Using the two instruments \(salestax_i\) and \(cigtax_i\) we have \(m=2\) and \(k=1\) so the coefficient on the endogenous regressor \(\log(P_i^{cigarettes})\) is overidentified. The TSLS estimate of (12.6) is

\[\begin{align} \widehat{\log(Q_i^{cigarettes})} = \underset{(0.96)}{9.89} - \underset{(0.25)}{1.28} \log(P_i^{cigarettes}) + \underset{(0.25)}{0.28} \log(income_i). \tag{12.8} \end{align}\]

Should we trust the estimates presented in (12.7) or rather rely on (12.8)? The estimates obtained using both instruments are more precise since in (12.8) all standard errors reported are smaller than in (12.7). In fact, the standard error for the estimate of the demand elasticity is only two thirds of the standard error when the sales tax is the only instrument used. This is due to more information being used in estimation (12.8). If the instruments are valid, (12.8) can be considered more reliable.
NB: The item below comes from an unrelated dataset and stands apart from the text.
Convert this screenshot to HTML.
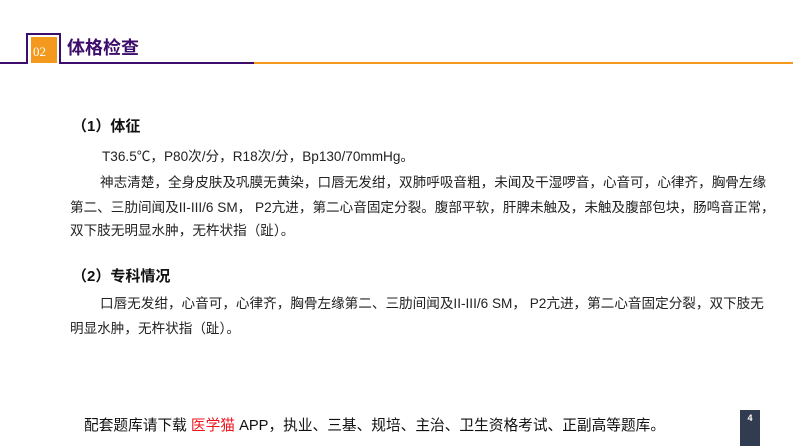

However, without insights regarding the validity of the instruments it is not sensible to make such a statement. This stresses why checking instrument validity is essential. Chapter 12.3 briefly discusses guidelines in checking instrument validity and presents approaches that allow to test for instrument relevance and exogeneity under certain conditions. These are then used in an application to the demand for cigarettes in Chapter 12.4.